▶ Task details
With the pictures left out, copy the listing below exactly.
((
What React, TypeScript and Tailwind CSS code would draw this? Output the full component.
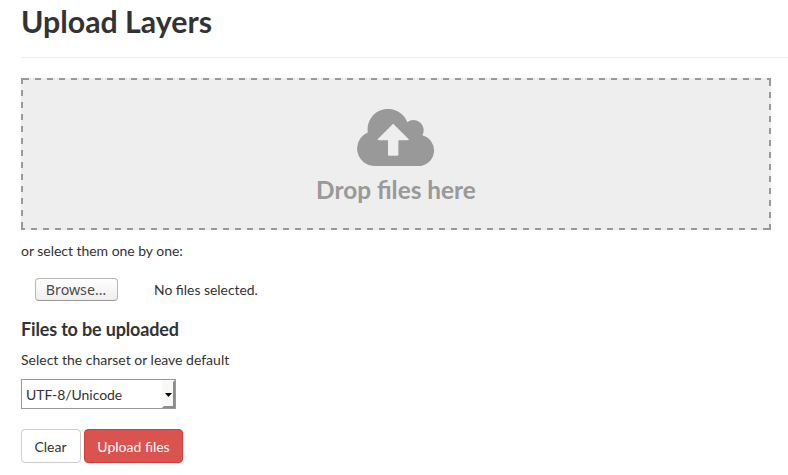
const label = "text-[14px] leading-[20px]";

function CloudUpload() {
  return (
    <svg width="78" height="57" viewBox="0 0 78 57" className="block shrink-0" aria-hidden="true">
      <path
        fill="#999999"
        fillRule="evenodd"
        d="M18.3 57A17.5 17.5 0 0 1 10.8 23.4A20.5 20.5 0 0 1 50.3 13.3A10.1 10.1 0 0 1 65.3 26.3A15.6 15.6 0 0 1 62.2 57ZM36.2 14.7L20.4 30.5Q21 31.2 22 31.2H31V45.6Q31 46.8 32.2 46.8H40.2Q41.4 46.8 41.4 45.6V31.2H50.4Q51.4 31.2 52 30.5Z"
      />
    </svg>
  );
}

// Evenly spaced 6px dashes along all four edges of the drop area.
const dashes =
  "bg-[repeating-linear-gradient(90deg,#999_0_6px,transparent_6px_12px),repeating-linear-gradient(90deg,#999_0_6px,transparent_6px_12px),repeating-linear-gradient(180deg,#999_0_6px,transparent_6px_12px),repeating-linear-gradient(180deg,#999_0_6px,transparent_6px_12px)] [background-size:748px_2px,752px_2px,2px_152px,2px_150px] [background-position:2px_0,-2px_150px,0_0,748px_2px] bg-no-repeat";

export default function App() {
  return (
    <main className="flex h-[475px] flex-col items-start overflow-hidden bg-white pl-[21px] font-['Lato',sans-serif] text-[#333333]">
      <h1 className="mt-[5px] text-[30.3px] font-bold leading-[33px]">Upload Layers</h1>
      <hr className="mt-[19px] w-full border-0 border-t border-[#eeeeee]" />
      <section className={`mt-[20px] flex h-[152px] w-[750px] flex-col items-center bg-[#eeeeee] pt-[31px] ${dashes}`}>
        <CloudUpload />
        <p className="mt-[10px] text-[24.4px] font-bold leading-[28px] text-[#999999]">Drop files here</p>
      </section>
      <p className={`${label} mt-[11px] tracking-[-0.03px]`}>or select them one by one:</p>
      <div className="mt-[17px] flex h-[23px] items-center pl-[14px]">
        <button className="h-[23px] w-[83px] rounded-[4px] border border-[#b9b6b3] border-b-[#9c9a98] bg-linear-to-b from-white to-[#efeeed] pr-[1px] font-['Noto_Sans',sans-serif] text-[14.2px] leading-[20px] text-[#4c4c4c]">
          Browse…
        </button>
        <span className="ml-[36px] text-[13.9px] leading-[20px]">No files selected.</span>
      </div>
      <h2 className="mt-[18px] text-[18px] font-bold leading-[20px] tracking-[-0.16px]">Files to be uploaded</h2>
      <p className={`${label} mt-[11px]`}>Select the charset or leave default</p>
      <div className="mt-[9px] flex h-[30px] w-[155px] justify-between border border-[#999999] bg-white pl-[4px]">
        <span className="text-[14px] leading-[30px] tracking-[-0.06px]">UTF-8/Unicode</span>
        <span className="flex w-[13px] items-center justify-center border-2 border-b-[#8c8c8c] border-l-transparent border-r-[#8c8c8c] border-t-transparent bg-[#f8f8f7] pt-px">
          <svg width="7" height="4" viewBox="0 0 7 4" className="shrink-0" aria-hidden="true">
            <path d="M0 0H7L3.5 4Z" fill="#000000" />
          </svg>
        </span>
      </div>
      <div className="mt-[20px] flex gap-[3px]">
        <button className="h-[34px] w-[60px] rounded-[4px] border border-[#cccccc] bg-white pr-[1px] text-[14px]">Clear</button>
        <button className="h-[34px] w-[99px] rounded-[4px] border border-[#d43f3a] bg-[#d9534f] text-[14px] text-white">
          Upload files
        </button>
      </div>
    </main>
  );
}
))
▶ Written answer
What React, TypeScript and Tailwind CSS code would draw this? Output the full component.
const label = "text-[14px] leading-[20px]";

function CloudUpload() {
  return (
    <svg width="78" height="57" viewBox="0 0 78 57" className="block shrink-0" aria-hidden="true">
      <path
        fill="#999999"
        fillRule="evenodd"
        d="M18.3 57A17.5 17.5 0 0 1 10.8 23.4A20.5 20.5 0 0 1 50.3 13.3A10.1 10.1 0 0 1 65.3 26.3A15.6 15.6 0 0 1 62.2 57ZM36.2 14.7L20.4 30.5Q21 31.2 22 31.2H31V45.6Q31 46.8 32.2 46.8H40.2Q41.4 46.8 41.4 45.6V31.2H50.4Q51.4 31.2 52 30.5Z"
      />
    </svg>
  );
}

// Evenly spaced 6px dashes along all four edges of the drop area.
const dashes =
  "bg-[repeating-linear-gradient(90deg,#999_0_6px,transparent_6px_12px),repeating-linear-gradient(90deg,#999_0_6px,transparent_6px_12px),repeating-linear-gradient(180deg,#999_0_6px,transparent_6px_12px),repeating-linear-gradient(180deg,#999_0_6px,transparent_6px_12px)] [background-size:748px_2px,752px_2px,2px_152px,2px_150px] [background-position:2px_0,-2px_150px,0_0,748px_2px] bg-no-repeat";

export default function App() {
  return (
    <main className="flex h-[475px] flex-col items-start overflow-hidden bg-white pl-[21px] font-['Lato',sans-serif] text-[#333333]">
      <h1 className="mt-[5px] text-[30.3px] font-bold leading-[33px]">Upload Layers</h1>
      <hr className="mt-[19px] w-full border-0 border-t border-[#eeeeee]" />
      <section className={`mt-[20px] flex h-[152px] w-[750px] flex-col items-center bg-[#eeeeee] pt-[31px] ${dashes}`}>
        <CloudUpload />
        <p className="mt-[10px] text-[24.4px] font-bold leading-[28px] text-[#999999]">Drop files here</p>
      </section>
      <p className={`${label} mt-[11px] tracking-[-0.03px]`}>or select them one by one:</p>
      <div className="mt-[17px] flex h-[23px] items-center pl-[14px]">
        <button className="h-[23px] w-[83px] rounded-[4px] border border-[#b9b6b3] border-b-[#9c9a98] bg-linear-to-b from-white to-[#efeeed] pr-[1px] font-['Noto_Sans',sans-serif] text-[14.2px] leading-[20px] text-[#4c4c4c]">
          Browse…
        </button>
        <span className="ml-[36px] text-[13.9px] leading-[20px]">No files selected.</span>
      </div>
      <h2 className="mt-[18px] text-[18px] font-bold leading-[20px] tracking-[-0.16px]">Files to be uploaded</h2>
      <p className={`${label} mt-[11px]`}>Select the charset or leave default</p>
      <div className="mt-[9px] flex h-[30px] w-[155px] justify-between border border-[#999999] bg-white pl-[4px]">
        <span className="text-[14px] leading-[30px] tracking-[-0.06px]">UTF-8/Unicode</span>
        <span className="flex w-[13px] items-center justify-center border-2 border-b-[#8c8c8c] border-l-transparent border-r-[#8c8c8c] border-t-transparent bg-[#f8f8f7] pt-px">
          <svg width="7" height="4" viewBox="0 0 7 4" className="shrink-0" aria-hidden="true">
            <path d="M0 0H7L3.5 4Z" fill="#000000" />
          </svg>
        </span>
      </div>
      <div className="mt-[20px] flex gap-[3px]">
        <button className="h-[34px] w-[60px] rounded-[4px] border border-[#cccccc] bg-white pr-[1px] text-[14px]">Clear</button>
        <button className="h-[34px] w-[99px] rounded-[4px] border border-[#d43f3a] bg-[#d9534f] text-[14px] text-white">
          Upload files
        </button>
      </div>
    </main>
  );
}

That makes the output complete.